Over the years – the Guardiola period especially – Barcelona were revered as THE best club side in living memory. But, close up and personal, they were nowhere near as awesome as Bayern Munich
With hindsight, one wonders if Pellegrini’s deliberate blunting of the City attack was pre-curser for the Catalonian club controlling the play.
The Beast was too often an isolated figure up front and, given the welcome return of Fernandinho, it was strange seeing Yaya lying so deep when City are more productive with the Ivorian leading the charge.
It was an energy sapping experience for City and to hear misguided criticism of the likes of Negredo and Clichy, in particular, seems harsh. They, and the team as a whole, were dead on their feet in the closing stages, hence Dani Alves’ late strike.
Alves had been a pain both before and during the game, running his mouth in the run-up and then letting his play do the talking. Rather like a shaved or waxed area of the female form, Senor Alves was a very irritating Brazilian.

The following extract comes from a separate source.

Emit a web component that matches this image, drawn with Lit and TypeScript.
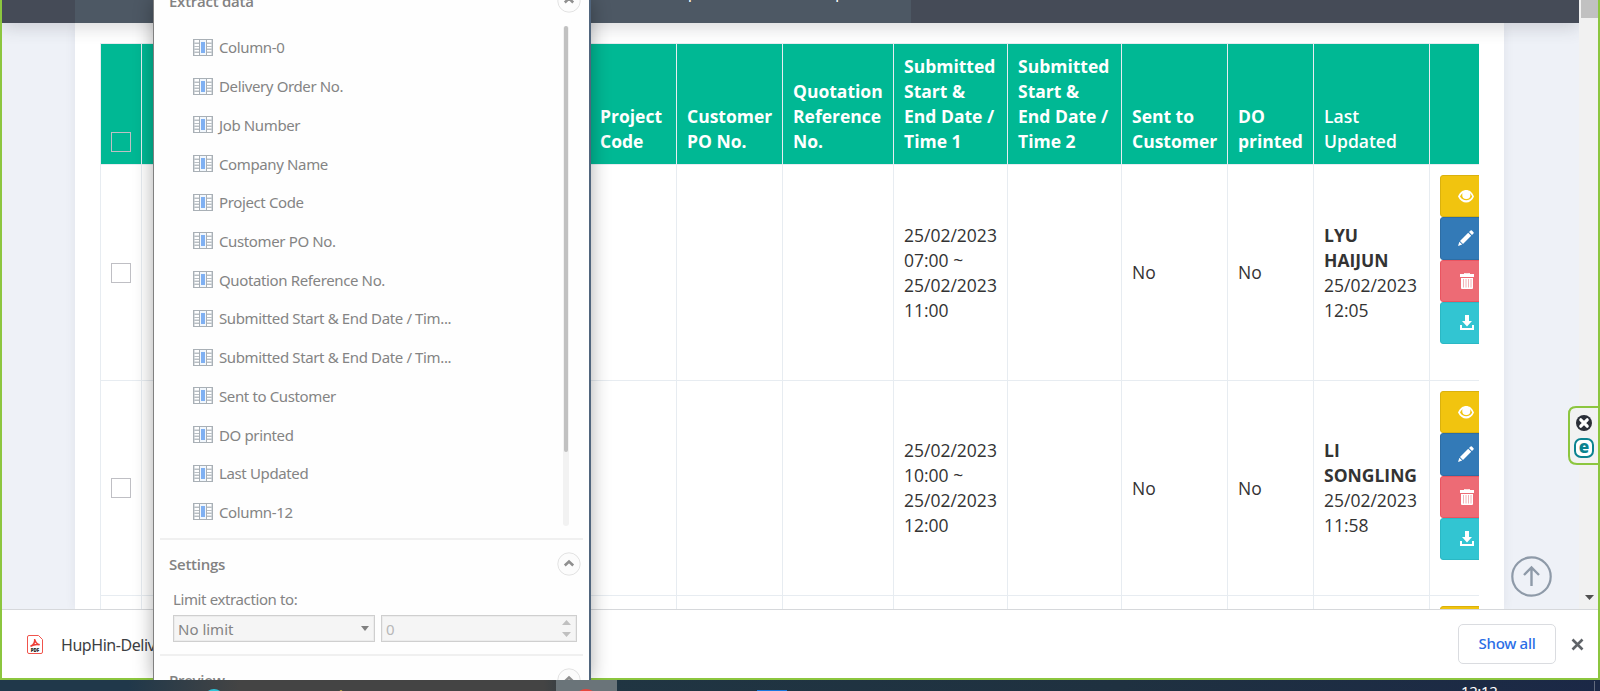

Barcelona’s second goal appears to have killed off the tie according to esteemed football experts of the calibre of ex-Manure assassin Roy Keane.
One large pinch of salt later, who is to say that a Sergio Aguero-inspired City can’t snatch the lead at the Nou Camp in 21 days time, and go on to test a potentially rocky Barca back four?
The ‘outspoken’ Pellegrini will probably be banned from the touch line if UEFA penalise the mild-mannered City manager for simply echoing the thoughts of 45,000 fans on the night. Operation ‘Comeback’ can still go ahead on March 12 with Pellegrini in the stand.
Travelling City fans may find time to enrich their lives with the architectural works of Catalan genius Antoni Gaudi,who created stunning buildings, including the Sagrada Familia and Park Güell.
Tragically, Gaudi was killed in 1926 after being hit by a tram.
Similarly, if Manuel’s marauders can get up a head of steam who’s to say City cannot send Barca careering into the buffers, confound all the critics and make a turnip look a right ‘Kroppkakor’ …that’s a Swedish dumpling for you non-international culinary types!